November 16, 2015

5 Tips for Sewing Awesome Coats!

I love making coats! Whether it’s a classic trench or duffel coat, or a crazy massive-collared winter version, they’re fun to sew and incredibly satisfying to wear. The big secret with sewing coats is: it’s not that hard, there’s just a lot of steps. Yes, during the initial evening (or four) of cutting, interfacing and basting you may start to question the sanity of making your winter coat, but it becomes quite hypnotic and nothing beats the final results.

One thing I have noticed though is that the Big4 coat patterns are somewhat lacking – there are so many details that make a coat look professional, but they’re mostly absent from the instructions.

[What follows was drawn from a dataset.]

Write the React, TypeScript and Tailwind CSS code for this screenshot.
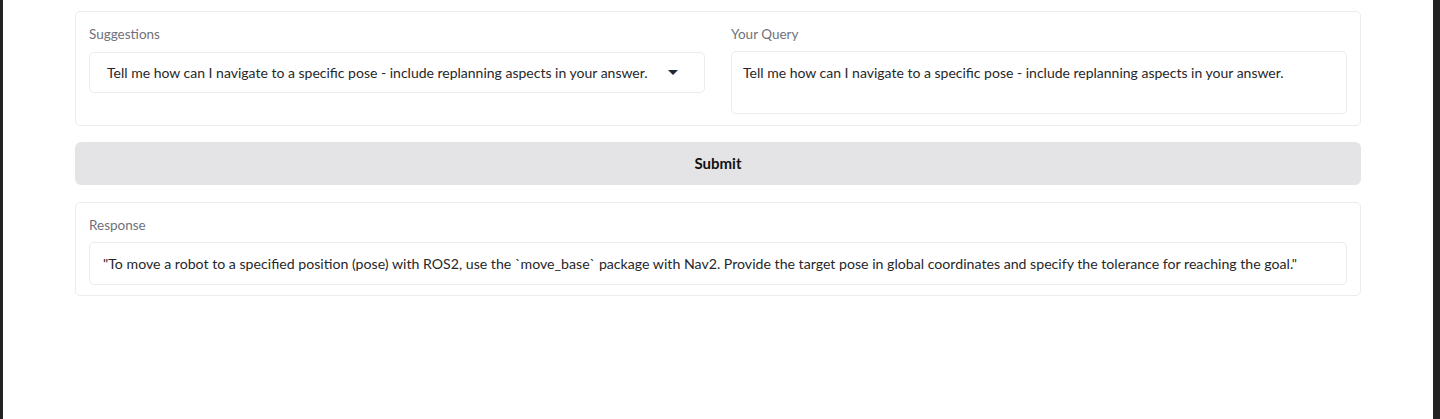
const suggestion =
  "Tell me how can I navigate to a specific pose - include replanning aspects in your answer.";

const response =
  '"To move a robot to a specified position (pose) with ROS2, use the `move_base` package with Nav2. Provide the target pose in global coordinates and specify the tolerance for reaching the goal."';

const Caret = () => (
  <svg width="10" height="5" viewBox="0 0 10 5" className="fill-[#1f2937]">
    <path d="M0 0h10L5 5z" />
  </svg>
);

export default function App() {
  return (
    <div className="flex h-[419px] w-full bg-[#222] font-['Lato','Noto_Sans',sans-serif]">
      <div className="ml-[3px] mr-[7px] flex-1 bg-white">
        <div className="flex flex-col px-[72px] pt-[11px]">
          {/* inputs */}
          <div className="grid grid-cols-2 gap-[26px] rounded-[5px] border border-[#ececee] px-[13px] pb-[11px] pt-[12px]">
            <div className="flex flex-col">
              <label className="mb-[8px] text-[13.5px] leading-[20px] text-[#71717a]">
                Suggestions
              </label>
              <div className="flex h-[41px] items-center justify-between rounded-[5px] border border-[#ececee] pl-[17px] pr-[26px] text-[14px] text-[#27272a]">
                <span>{suggestion}</span>
                <Caret />
              </div>
            </div>
            <div className="flex flex-col">
              <label className="mb-[7px] text-[13.5px] leading-[20px] text-[#71717a]">
                Your Query
              </label>
              <div className="h-[63px] rounded-[5px] border border-[#ececee] px-[11px] pt-[11px] text-[14px] leading-[20px] text-[#27272a]">
                {suggestion}
              </div>
            </div>
          </div>

          <button className="mt-[16px] h-[43px] rounded-[6px] bg-[#e4e4e7] text-[15px] font-bold text-[#111]">
            Submit
          </button>

          {/* response */}
          <div className="mt-[17px] flex flex-col rounded-[5px] border border-[#ececee] px-[13px] pb-[10px] pt-[12px]">
            <label className="mb-[7px] text-[13.5px] leading-[20px] text-[#71717a]">
              Response
            </label>
            <div className="flex h-[43px] items-center rounded-[5px] border border-[#ececee] px-[13px] text-[14.15px] text-[#27272a]">
              {response}
            </div>
          </div>
        </div>
      </div>
    </div>
  );
}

So today I’m sharing a few tips which will take your coat from “hmmm did you make that?” to “WOAH YOU MADE THAT?!” If you’re just starting coat making, I suggest checking out my tips for making your first coat post first!

1. Perfection, thy name is topstitching

The first time I made a coat, I was pretty happy with it 90% of the way through construction. But then I topstitched it and: wowsers! It looked like a real coat! It’s worth considering topstitching your coat even if the instructions don’t suggest it, because it adds a really professional touch and makes the whole thing look a lot crisper. If you’re making a trenchcoat, you might consider triple topstitching, even if it does take a lot of patience and time. My top tip is to use an edge stitching foot, which makes even topstitching way, way easier. And if you’re going to go around tricky corners, don’t be shy of marking it with a chalk maker first.

2. Make it practical: pockets, hooks and more

I’m always amazed at the lack of practical touches in some coat sewing patterns. Top on my list are having pockets big enough to put 1) my hands into (I have baby hands, and seriously, can’t get them into some pockets) 2) other things in! If a coat pocket can’t take my phone, forget it. Luckily, this is a super simple thing to fix: as long as you keep the pocket opening the same, you can make it as big as you want without altering anything else (just make sure it won’t peek out of the coat front), by simply drawing the curve you want.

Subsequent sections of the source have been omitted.